* **Given instruction**:
Restate the whole listing word for word. Pictures are left out.

* **Source data**:
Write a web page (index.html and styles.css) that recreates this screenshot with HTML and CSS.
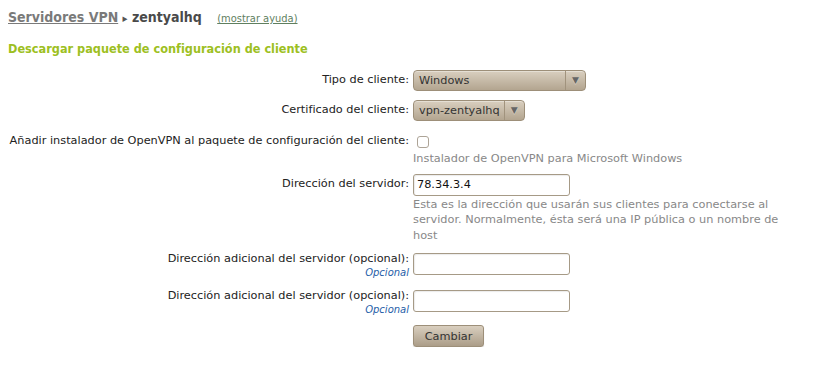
FILE: index.html
```html
<!DOCTYPE html>
<html lang="es">
<head>
<meta charset="utf-8">
<link rel="stylesheet" href="styles.css">
</head>
<body>
<div class="page">
  <h1 class="title"><a class="crumb" href="#">Servidores VPN</a> <span class="sep">&#9656;</span> zentyalhq <a class="help" href="#">(mostrar ayuda)</a></h1>
  <h2 class="subtitle">Descargar paquete de configuración de cliente</h2>
  <div class="form">
    <div class="label">Tipo de cliente:</div>
    <div class="field">
      <div class="select wide"><span class="sel-text">Windows</span><span class="sel-arrow">&#9660;</span></div>
    </div>

    <div class="label">Certificado del cliente:</div>
    <div class="field">
      <div class="select"><span class="sel-text">vpn-zentyalhq</span><span class="sel-arrow">&#9660;</span></div>
    </div>

    <div class="label check">Añadir instalador de OpenVPN al paquete de configuración del cliente:</div>
    <div class="field">
      <span class="checkbox"></span>
      <div class="note short">Instalador de OpenVPN para Microsoft Windows</div>
    </div>

    <div class="label">Dirección del servidor:</div>
    <div class="field">
      <div class="input">78.34.3.4</div>
      <div class="note long">Esta es la dirección que usarán sus clientes para conectarse al servidor. Normalmente, ésta será una IP pública o un nombre de host</div>
    </div>

    <div class="label opt">Dirección adicional del servidor (opcional):<div class="optional">Opcional</div></div>
    <div class="field opt">
      <div class="input"></div>
    </div>

    <div class="label opt">Dirección adicional del servidor (opcional):<div class="optional">Opcional</div></div>
    <div class="field opt">
      <div class="input"></div>
    </div>

    <div class="label"></div>
    <div class="field">
      <button class="button" type="button">Cambiar</button>
    </div>
  </div>
</div>
</body>
</html>
```
FILE: styles.css
```css
html, body {
  margin: 0;
  padding: 0;
  background: #ffffff;
}
body {
  font-family: "DejaVu Sans", Verdana, sans-serif;
  font-size: 11.3px;
  color: #222;
}
.page {
  padding: 7px 8px 0 8px;
}
.title {
  margin: 0;
  font-family: "DejaVu Sans Condensed", "DejaVu Sans", sans-serif;
  font-size: 14px;
  letter-spacing: 0;
  font-weight: bold;
  color: #4a4a4a;
  line-height: 20px;
}
.crumb {
  color: #7a7a7a;
  text-decoration: underline;
}
.sep {
  font-size: 11px;
  color: #555;
}
.help {
  margin-left: 11px;
  font-family: "DejaVu Sans Condensed", "DejaVu Sans", sans-serif;
  font-size: 11px;
  letter-spacing: 0;
  font-weight: normal;
  color: #5f7f5f;
  text-decoration: underline;
}
.subtitle {
  margin: 11px 0 0 0;
  font-family: "DejaVu Sans Condensed", "DejaVu Sans", sans-serif;
  font-size: 12.6px;
  font-weight: bold;
  color: #9dbf22;
  line-height: 18px;
}
.form {
  display: grid;
  grid-template-columns: 401px 1fr;
  column-gap: 4px;
  row-gap: 9px;
  margin-top: 12px;
}
.label {
  text-align: right;
  line-height: 15px;
  padding-top: 2px;
  color: #222;
  white-space: nowrap;
}
.label.check {
  padding-top: 3px;
}
.label.opt {
  padding-top: 2px;
  margin-bottom: -2px;
}
.field {
  display: flex;
  flex-direction: column;
  align-items: flex-start;
}
.field.opt {
  padding-top: 4px;
}
.select {
  display: flex;
  align-items: stretch;
  height: 19px;
  border: 1px solid #9d8f79;
  border-radius: 4px;
  background: linear-gradient(#d9cfbf, #b3a590);
  color: #333;
  box-shadow: inset 0 1px 0 rgba(255,255,255,0.35);
}
.select.wide {
  width: 171px;
}
.sel-text {
  flex: 1;
  padding: 3px 4px 0 5px;
  white-space: nowrap;
}
.sel-arrow {
  width: 19px;
  border-left: 1px solid #a1937d;
  font-size: 9px;
  color: #666;
  text-align: center;
  padding-top: 4px;
  text-shadow: 0 1px 0 rgba(255,255,255,0.4);
}
.checkbox {
  display: block;
  box-sizing: border-box;
  width: 12px;
  height: 12px;
  margin: 6px 0 0 4px;
  border: 1px solid #ada497;
  border-radius: 3px;
  background: #fff;
}
.note {
  color: #888;
  line-height: 15.5px;
  margin-top: 3px;
  max-width: 378px;
}
.note.short {
  margin-bottom: -2px;
}
.note.long {
  margin-top: 1px;
  margin-bottom: -3px;
}
.input {
  box-sizing: border-box;
  width: 157px;
  height: 22px;
  border: 1px solid #a69a86;
  border-radius: 3px;
  background: #fff;
  padding: 3px 3px 0 3px;
  color: #111;
  font-size: 11.3px;
  box-shadow: inset 1px 1px 1px rgba(0,0,0,0.08);
}
.optional {
  font-style: italic;
  font-size: 10px;
  color: #1f5ea8;
  line-height: 13px;
}
.button {
  width: 71px;
  height: 22px;
  margin-top: 2px;
  border: 1px solid #9d8f79;
  border-radius: 3px;
  background: linear-gradient(#d9cfbf, #ab9d88);
  color: #333;
  font-family: "DejaVu Sans", sans-serif;
  font-size: 11.3px;
  padding: 0;
  box-shadow: 0 1px 1px rgba(0,0,0,0.15);
}
```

* **Task solution**:
Write a web page (index.html and styles.css) that recreates this screenshot with HTML and CSS.
FILE: index.html
```html
<!DOCTYPE html>
<html lang="es">
<head>
<meta charset="utf-8">
<link rel="stylesheet" href="styles.css">
</head>
<body>
<div class="page">
  <h1 class="title"><a class="crumb" href="#">Servidores VPN</a> <span class="sep">&#9656;</span> zentyalhq <a class="help" href="#">(mostrar ayuda)</a></h1>
  <h2 class="subtitle">Descargar paquete de configuración de cliente</h2>
  <div class="form">
    <div class="label">Tipo de cliente:</div>
    <div class="field">
      <div class="select wide"><span class="sel-text">Windows</span><span class="sel-arrow">&#9660;</span></div>
    </div>

    <div class="label">Certificado del cliente:</div>
    <div class="field">
      <div class="select"><span class="sel-text">vpn-zentyalhq</span><span class="sel-arrow">&#9660;</span></div>
    </div>

    <div class="label check">Añadir instalador de OpenVPN al paquete de configuración del cliente:</div>
    <div class="field">
      <span class="checkbox"></span>
      <div class="note short">Instalador de OpenVPN para Microsoft Windows</div>
    </div>

    <div class="label">Dirección del servidor:</div>
    <div class="field">
      <div class="input">78.34.3.4</div>
      <div class="note long">Esta es la dirección que usarán sus clientes para conectarse al servidor. Normalmente, ésta será una IP pública o un nombre de host</div>
    </div>

    <div class="label opt">Dirección adicional del servidor (opcional):<div class="optional">Opcional</div></div>
    <div class="field opt">
      <div class="input"></div>
    </div>

    <div class="label opt">Dirección adicional del servidor (opcional):<div class="optional">Opcional</div></div>
    <div class="field opt">
      <div class="input"></div>
    </div>

    <div class="label"></div>
    <div class="field">
      <button class="button" type="button">Cambiar</button>
    </div>
  </div>
</div>
</body>
</html>
```
FILE: styles.css
```css
html, body {
  margin: 0;
  padding: 0;
  background: #ffffff;
}
body {
  font-family: "DejaVu Sans", Verdana, sans-serif;
  font-size: 11.3px;
  color: #222;
}
.page {
  padding: 7px 8px 0 8px;
}
.title {
  margin: 0;
  font-family: "DejaVu Sans Condensed", "DejaVu Sans", sans-serif;
  font-size: 14px;
  letter-spacing: 0;
  font-weight: bold;
  color: #4a4a4a;
  line-height: 20px;
}
.crumb {
  color: #7a7a7a;
  text-decoration: underline;
}
.sep {
  font-size: 11px;
  color: #555;
}
.help {
  margin-left: 11px;
  font-family: "DejaVu Sans Condensed", "DejaVu Sans", sans-serif;
  font-size: 11px;
  letter-spacing: 0;
  font-weight: normal;
  color: #5f7f5f;
  text-decoration: underline;
}
.subtitle {
  margin: 11px 0 0 0;
  font-family: "DejaVu Sans Condensed", "DejaVu Sans", sans-serif;
  font-size: 12.6px;
  font-weight: bold;
  color: #9dbf22;
  line-height: 18px;
}
.form {
  display: grid;
  grid-template-columns: 401px 1fr;
  column-gap: 4px;
  row-gap: 9px;
  margin-top: 12px;
}
.label {
  text-align: right;
  line-height: 15px;
  padding-top: 2px;
  color: #222;
  white-space: nowrap;
}
.label.check {
  padding-top: 3px;
}
.label.opt {
  padding-top: 2px;
  margin-bottom: -2px;
}
.field {
  display: flex;
  flex-direction: column;
  align-items: flex-start;
}
.field.opt {
  padding-top: 4px;
}
.select {
  display: flex;
  align-items: stretch;
  height: 19px;
  border: 1px solid #9d8f79;
  border-radius: 4px;
  background: linear-gradient(#d9cfbf, #b3a590);
  color: #333;
  box-shadow: inset 0 1px 0 rgba(255,255,255,0.35);
}
.select.wide {
  width: 171px;
}
.sel-text {
  flex: 1;
  padding: 3px 4px 0 5px;
  white-space: nowrap;
}
.sel-arrow {
  width: 19px;
  border-left: 1px solid #a1937d;
  font-size: 9px;
  color: #666;
  text-align: center;
  padding-top: 4px;
  text-shadow: 0 1px 0 rgba(255,255,255,0.4);
}
.checkbox {
  display: block;
  box-sizing: border-box;
  width: 12px;
  height: 12px;
  margin: 6px 0 0 4px;
  border: 1px solid #ada497;
  border-radius: 3px;
  background: #fff;
}
.note {
  color: #888;
  line-height: 15.5px;
  margin-top: 3px;
  max-width: 378px;
}
.note.short {
  margin-bottom: -2px;
}
.note.long {
  margin-top: 1px;
  margin-bottom: -3px;
}
.input {
  box-sizing: border-box;
  width: 157px;
  height: 22px;
  border: 1px solid #a69a86;
  border-radius: 3px;
  background: #fff;
  padding: 3px 3px 0 3px;
  color: #111;
  font-size: 11.3px;
  box-shadow: inset 1px 1px 1px rgba(0,0,0,0.08);
}
.optional {
  font-style: italic;
  font-size: 10px;
  color: #1f5ea8;
  line-height: 13px;
}
.button {
  width: 71px;
  height: 22px;
  margin-top: 2px;
  border: 1px solid #9d8f79;
  border-radius: 3px;
  background: linear-gradient(#d9cfbf, #ab9d88);
  color: #333;
  font-family: "DejaVu Sans", sans-serif;
  font-size: 11.3px;
  padding: 0;
  box-shadow: 0 1px 1px rgba(0,0,0,0.15);
}
```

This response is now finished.